According to Boyson, the research that culminated in the release of her working paper “The Worst of Both Worlds? Dual-registered Investment Advisers” began with questions about why money was flowing out of broker-sold mutual funds and into institutional share classes. As she details in the report, a 2007 victory by the Financial Planning Association against the SEC vacated the so-called “Merrill Lynch rule,” meaning brokerage firms charging asset-based fees had to register with the Commission as investment advisors.
However, regulations concerning commission-based accounts remained largely the same, leading many brokerage firms to transfer fee-based clients into subsections of the firms that would register with the SEC. But this did not negate the inherent conflicts that already existed (and continued to exist), according to Boyson. Additionally, retail clients were hit particularly hard because so few independent RIAs offer and market services to those clients. The resulting surge in both fee-based and hybrid RIAs continues to this day; according to the Zoe Financial report, the percentage of advisors that were RIAs jumped from 12% in 2005 to 38% last year, while asset market share rose from 15% in 2006 to 27% last year.
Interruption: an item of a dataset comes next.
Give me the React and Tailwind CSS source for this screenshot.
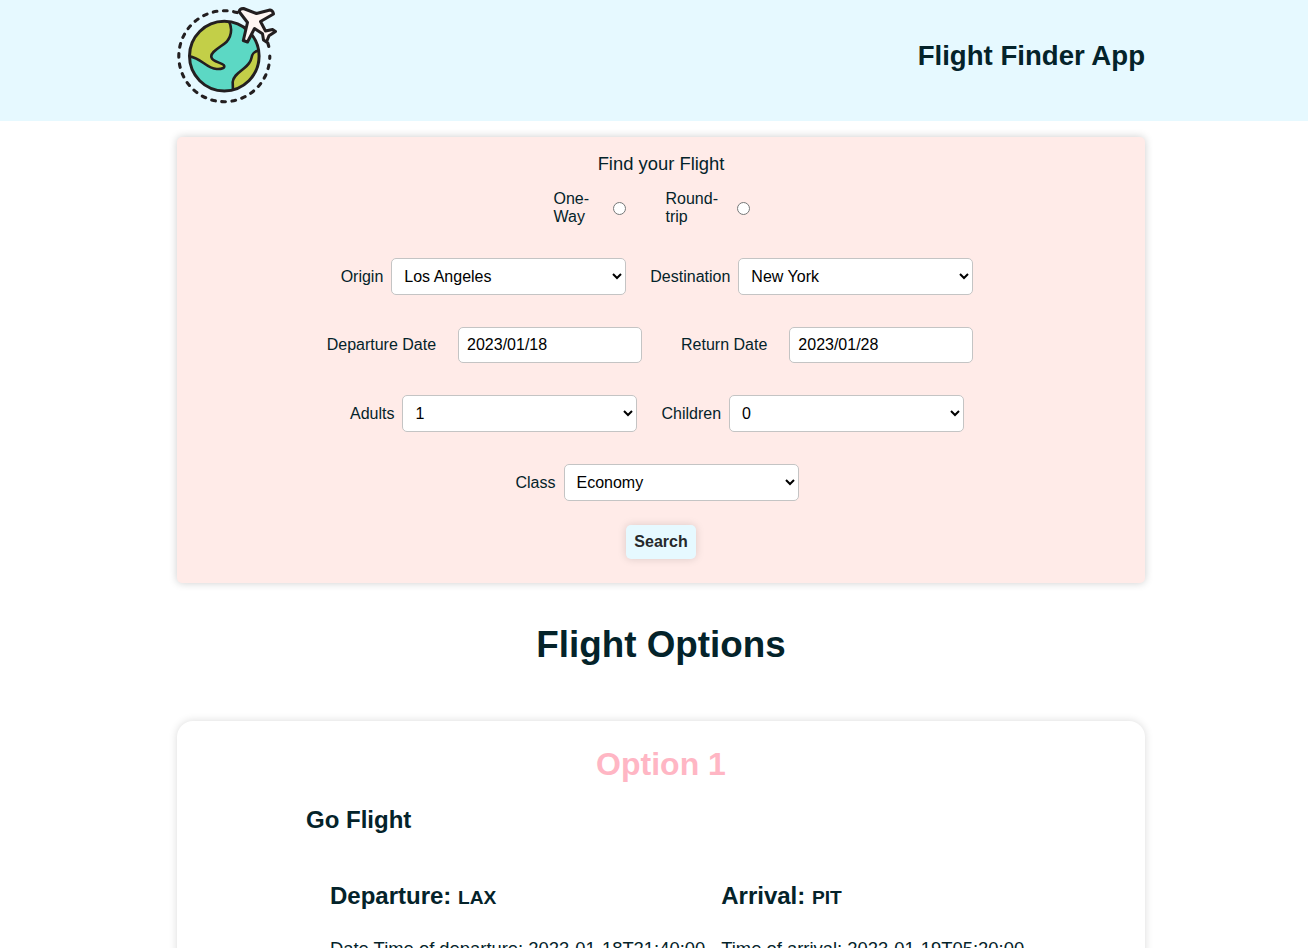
import React from "react";

function Logo() {
  return (
    <svg className="h-[105px] w-[105px] shrink-0" viewBox="174 2 105 105" fill="none" strokeLinecap="round" strokeLinejoin="round">
      <defs>
        <clipPath id="globe">
          <circle cx="224.3" cy="56.1" r="34.8" />
        </clipPath>
      </defs>
      <path d="M269.800 56.100 A45.500 45.500 0 1 1 238.500 13" stroke="#231f20" strokeWidth="3.100" strokeDasharray="3.700 6.510" strokeDashoffset="1.200" />
      <path d="M267.800 43 L268.800 46.500" stroke="#231f20" strokeWidth="3.100" />
      <circle cx="224.3" cy="56.1" r="34.800" fill="#5cd8c4" />
      <g clipPath="url(#globe)" stroke="#231f20" strokeWidth="2.6" fill="#c3cf48">
        <path d="M227 18 C232 25 233 34 226.700 41.700 C221 47 209.500 52 211.500 57.500 C212.500 62 221.500 62.500 223.700 65 C226 68 221 69.300 216.700 69 C205 68 201 56.500 186 55.700 L180 20 Z" />
        <path d="M262 51 L257 51 C250 53.500 253 58 249.500 62.500 C245 70 233.500 73 232.700 82 L233 92 L265 90 Z" />
      </g>
      <circle cx="224.3" cy="56.1" r="34.800" stroke="#231f20" strokeWidth="3" />
      <path d="M239 11.500 Q240 8.300 243.500 8.500 L256.500 13.500 L270 10 Q273 10.500 273.500 14 L260.500 21.500 L265.500 31 L272.500 29.500 L275.500 31.500 L269 35.800 L266.500 42 L263.500 40 L262.500 33.700 L254.500 28.500 L247.500 42 L243.300 40.500 L247.500 22.500 Z" fill="#fff6f3" stroke="#231f20" strokeWidth="3" />
    </svg>
  );
}

function SelectField({ label, options }) {
  return (
    <label className="flex items-center gap-2">
      <span>{label}</span>
      <select className="h-[37px] w-[235px] rounded-[5px] border border-[#c4c4c4] bg-white px-2 text-black">
        {options.map((o) => (
          <option key={o}>{o}</option>
        ))}
      </select>
    </label>
  );
}

function DateField({ label, value }) {
  return (
    <label className="flex items-center gap-[22px]">
      <span>{label}</span>
      <input className="h-9 w-[184px] rounded-[5px] border border-[#c4c4c4] bg-white px-2 text-black" defaultValue={value} />
    </label>
  );
}

export default function App() {
  return (
    <div className="h-[948px] overflow-hidden bg-white font-['Liberation_Sans',Arial,sans-serif] text-base text-[#04232a]">
      <header className="h-[121px] bg-[#e6f9ff]">
        <div className="ml-[174px] flex w-[971px] items-start justify-between pt-0.5">
          <Logo />
          <h1 className="mt-[38px] text-[27.6px] leading-8 font-bold">Flight Finder App</h1>
        </div>
      </header>
      <main className="ml-[177px] w-[968px]">
        <form className="mt-4 flex h-[446px] flex-col items-center rounded-[5px] bg-[#ffebe8] pt-4 shadow-[0_0_8px_rgba(0,0,0,0.2)]">
          <h2 className="text-[18.4px] leading-[22px]">Find your Flight</h2>
          <div className="mt-[15px] flex h-9 gap-10 pr-[19px]">
            <label className="flex items-center">
              <span className="w-[59px] leading-[18px]">One-<br />Way</span>
              <input type="radio" name="trip" className="m-0 h-[13px] w-[13px]" />
            </label>
            <label className="flex items-center">
              <span className="w-[71px] leading-[18px]">Round-<br />trip</span>
              <input type="radio" name="trip" className="m-0 h-[13px] w-[13px]" />
            </label>
          </div>
          <div className="mt-8 flex gap-6 pr-2">
            <SelectField label="Origin" options={["Los Angeles", "New York"]} />
            <SelectField label="Destination" options={["New York", "Los Angeles"]} />
          </div>
          <div className="mt-8 flex gap-[39px] pr-[22px]">
            <DateField label="Departure Date" value="2023/01/18" />
            <DateField label="Return Date" value="2023/01/28" />
          </div>
          <div className="mt-8 flex gap-6 pr-2">
            <SelectField label="Adults" options={["1", "2", "3"]} />
            <SelectField label="Children" options={["0", "1", "2"]} />
          </div>
          <div className="mt-8 flex pr-2">
            <SelectField label="Class" options={["Economy", "Business"]} />
          </div>
          <button type="button" className="mt-6 h-[34px] w-[70px] rounded-[5px] bg-[#e6f9ff] font-bold text-[#26292b] shadow-[0_0_8px_rgba(0,0,0,0.15)]">Search</button>
        </form>
        <h2 className="mt-10 text-center text-[36.8px] leading-[44px] font-bold">Flight Options</h2>
        <section className="mt-[54px] h-[400px] rounded-2xl bg-white px-[129px] pt-[25px] shadow-[0_0_8px_rgba(0,0,0,0.15)]">
          <h3 className="text-center text-[32px] leading-9 font-bold text-[#ffb6c4]">Option 1</h3>
          <h4 className="mt-6 text-2xl leading-7 font-bold">Go Flight</h4>
          <div className="mt-12 flex gap-4 pl-6 whitespace-nowrap">
            <div>
              <h5 className="text-2xl leading-7 font-bold">Departure: <span className="text-[19.2px]">LAX</span></h5>
              <p className="mt-[26px] text-[18.4px] leading-[22px]">Date Time of departure: 2023-01-18T21:40:00</p>
            </div>
            <div>
              <h5 className="text-2xl leading-7 font-bold">Arrival: <span className="text-[19.2px]">PIT</span></h5>
              <p className="mt-[26px] text-[18.4px] leading-[22px]">Time of arrival: 2023-01-19T05:20:00</p>
            </div>
          </div>
        </section>
      </main>
    </div>
  );
}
However, Ronald Rhoades, the director of Western Kentucky University’s Financial Planning Program, cited numerous reasons hybrid RIAs may find difficulty in the transitioning industry space, including the burden of FINRA oversight, the lack of clarity clients have in regard to their advisor’s status (or lack thereof) as a fiduciary, and the reticence hybrid RIAs may feel about making that clarification clear.
“It’s a highly regulated model, there’s a lot of traps and any time you have a lot of conflicts of interest with a client, that’s likely to come back and bite you at some point,” he said. “They don’t mind paying fees, but they want the advisor to be on the same side of the table with them. I’m not saying fee-based advisors have no conflicts, but (clients) want their advisors to have a minimum level of conflicts. And I think advisors want that, too.”
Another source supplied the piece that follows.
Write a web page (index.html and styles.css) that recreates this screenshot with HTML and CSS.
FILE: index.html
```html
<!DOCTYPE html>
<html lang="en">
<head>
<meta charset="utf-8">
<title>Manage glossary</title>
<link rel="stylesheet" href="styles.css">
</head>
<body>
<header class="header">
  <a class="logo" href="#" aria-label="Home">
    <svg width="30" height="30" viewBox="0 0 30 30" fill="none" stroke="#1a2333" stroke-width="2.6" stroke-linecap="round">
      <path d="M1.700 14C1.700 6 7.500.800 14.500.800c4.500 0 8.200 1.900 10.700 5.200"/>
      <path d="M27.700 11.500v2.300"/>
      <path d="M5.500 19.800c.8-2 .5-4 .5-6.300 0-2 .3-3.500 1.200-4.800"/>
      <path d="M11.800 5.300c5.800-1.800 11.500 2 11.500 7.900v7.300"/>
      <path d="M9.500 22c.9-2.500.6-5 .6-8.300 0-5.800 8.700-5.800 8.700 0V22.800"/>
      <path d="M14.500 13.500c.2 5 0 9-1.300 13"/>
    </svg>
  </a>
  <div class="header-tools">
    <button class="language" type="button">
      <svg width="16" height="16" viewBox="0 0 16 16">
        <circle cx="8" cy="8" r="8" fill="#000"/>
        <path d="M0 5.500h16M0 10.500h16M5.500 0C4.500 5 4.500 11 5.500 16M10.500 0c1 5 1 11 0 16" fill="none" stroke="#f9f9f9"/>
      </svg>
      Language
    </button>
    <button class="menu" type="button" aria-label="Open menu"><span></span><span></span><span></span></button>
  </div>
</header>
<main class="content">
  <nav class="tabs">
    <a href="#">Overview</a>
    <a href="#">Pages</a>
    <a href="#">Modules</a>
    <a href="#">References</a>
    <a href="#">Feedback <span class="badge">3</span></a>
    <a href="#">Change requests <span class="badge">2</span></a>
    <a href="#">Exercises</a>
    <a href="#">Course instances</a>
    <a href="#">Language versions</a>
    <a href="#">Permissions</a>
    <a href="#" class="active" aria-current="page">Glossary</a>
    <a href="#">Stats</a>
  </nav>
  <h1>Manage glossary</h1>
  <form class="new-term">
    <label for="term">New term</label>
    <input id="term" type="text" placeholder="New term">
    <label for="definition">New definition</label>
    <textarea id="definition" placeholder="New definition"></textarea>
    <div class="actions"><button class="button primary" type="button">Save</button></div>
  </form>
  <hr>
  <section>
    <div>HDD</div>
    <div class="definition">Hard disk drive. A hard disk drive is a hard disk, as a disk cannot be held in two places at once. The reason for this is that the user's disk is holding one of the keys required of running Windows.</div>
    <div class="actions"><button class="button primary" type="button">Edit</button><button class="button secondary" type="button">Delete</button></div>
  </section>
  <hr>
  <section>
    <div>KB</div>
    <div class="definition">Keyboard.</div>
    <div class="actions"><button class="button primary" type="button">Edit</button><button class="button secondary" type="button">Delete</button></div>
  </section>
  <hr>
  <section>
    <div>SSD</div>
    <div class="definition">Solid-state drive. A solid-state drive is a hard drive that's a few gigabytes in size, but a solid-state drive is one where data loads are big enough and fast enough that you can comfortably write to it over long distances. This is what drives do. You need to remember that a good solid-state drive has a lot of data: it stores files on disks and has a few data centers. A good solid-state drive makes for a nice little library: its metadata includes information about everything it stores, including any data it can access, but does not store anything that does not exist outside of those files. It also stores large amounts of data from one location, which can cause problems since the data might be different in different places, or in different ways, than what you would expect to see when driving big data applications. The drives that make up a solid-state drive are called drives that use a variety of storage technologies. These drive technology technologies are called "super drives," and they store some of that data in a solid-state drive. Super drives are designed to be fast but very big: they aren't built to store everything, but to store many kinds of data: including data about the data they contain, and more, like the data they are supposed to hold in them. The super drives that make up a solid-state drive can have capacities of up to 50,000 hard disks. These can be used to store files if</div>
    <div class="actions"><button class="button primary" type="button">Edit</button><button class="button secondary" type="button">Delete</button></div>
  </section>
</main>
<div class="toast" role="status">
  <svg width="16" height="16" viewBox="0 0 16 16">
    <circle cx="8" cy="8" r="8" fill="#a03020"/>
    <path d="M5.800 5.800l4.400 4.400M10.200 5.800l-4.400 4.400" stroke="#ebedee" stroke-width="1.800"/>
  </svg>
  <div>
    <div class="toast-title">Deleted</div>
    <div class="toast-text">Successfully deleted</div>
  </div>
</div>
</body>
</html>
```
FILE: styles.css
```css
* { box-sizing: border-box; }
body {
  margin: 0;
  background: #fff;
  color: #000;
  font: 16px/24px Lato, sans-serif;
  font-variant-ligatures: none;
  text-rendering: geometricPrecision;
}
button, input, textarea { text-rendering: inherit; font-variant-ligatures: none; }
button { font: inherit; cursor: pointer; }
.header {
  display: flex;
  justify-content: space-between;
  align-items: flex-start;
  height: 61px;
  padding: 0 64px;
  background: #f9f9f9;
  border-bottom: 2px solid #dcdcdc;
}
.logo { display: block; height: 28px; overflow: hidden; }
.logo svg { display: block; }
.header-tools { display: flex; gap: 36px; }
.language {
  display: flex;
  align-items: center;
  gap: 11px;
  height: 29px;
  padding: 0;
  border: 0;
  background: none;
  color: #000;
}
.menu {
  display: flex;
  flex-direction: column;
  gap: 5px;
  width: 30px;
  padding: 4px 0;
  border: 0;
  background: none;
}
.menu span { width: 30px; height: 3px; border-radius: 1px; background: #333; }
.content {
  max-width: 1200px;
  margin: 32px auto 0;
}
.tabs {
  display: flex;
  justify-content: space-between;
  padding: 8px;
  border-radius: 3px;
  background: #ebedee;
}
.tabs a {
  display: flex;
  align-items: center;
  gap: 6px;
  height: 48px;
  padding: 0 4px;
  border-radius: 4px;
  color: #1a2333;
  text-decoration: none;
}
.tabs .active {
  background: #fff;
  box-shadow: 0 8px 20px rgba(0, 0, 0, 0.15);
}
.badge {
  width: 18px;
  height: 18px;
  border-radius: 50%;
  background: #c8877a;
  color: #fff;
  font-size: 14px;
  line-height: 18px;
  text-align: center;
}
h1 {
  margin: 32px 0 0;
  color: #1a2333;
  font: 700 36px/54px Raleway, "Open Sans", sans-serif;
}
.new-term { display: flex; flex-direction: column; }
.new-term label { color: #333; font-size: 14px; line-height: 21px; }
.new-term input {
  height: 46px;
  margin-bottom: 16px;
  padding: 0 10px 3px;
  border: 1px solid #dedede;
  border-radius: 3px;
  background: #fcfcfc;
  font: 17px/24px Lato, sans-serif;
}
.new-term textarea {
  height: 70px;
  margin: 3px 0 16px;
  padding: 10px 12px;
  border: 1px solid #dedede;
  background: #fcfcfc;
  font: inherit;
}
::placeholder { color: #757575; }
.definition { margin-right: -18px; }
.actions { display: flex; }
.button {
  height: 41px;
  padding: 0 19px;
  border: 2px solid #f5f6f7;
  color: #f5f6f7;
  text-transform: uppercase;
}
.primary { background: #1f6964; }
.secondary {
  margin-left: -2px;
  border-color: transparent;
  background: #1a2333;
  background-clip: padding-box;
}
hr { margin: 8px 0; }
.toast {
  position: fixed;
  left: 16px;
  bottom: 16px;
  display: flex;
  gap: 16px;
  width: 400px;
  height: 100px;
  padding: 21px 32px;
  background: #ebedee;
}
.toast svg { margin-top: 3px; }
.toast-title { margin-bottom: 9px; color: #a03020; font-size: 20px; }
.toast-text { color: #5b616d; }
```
Garcia-Amaya said that the "fee-only" space remained fragmented and was still in its relative infancy, calling it a veritable "cottage industry." But he still hypothesized that the fee-only approach could eventually grow to become the preferred industry model.
“If you compare them to the wirehouses that still run over a trillion dollars, there’s still a ton of small players, which is what usually happens in a niche and growing market,” he said. “It may not take four decades to achieve consolidation, but I think it’ll play out over the next decade. I think there’ll be more transition from independent broker/dealers into the fee-only space.”
But Boyson was less optimistic. Though she acknowledged she anecdotally saw a “groundswell” of younger advisors interested in mitigating potential conflicts, she did not see a way in which regulation could curb the issues with dually registered RIAs.
“Dual registration is inherently flawed, but there’s no way to change it,” she said. “There are so many dollars and powerful people behind keeping the status quo, that I think that while we can eat away at it and improve it, I don’t see a sea change coming in and improving it.”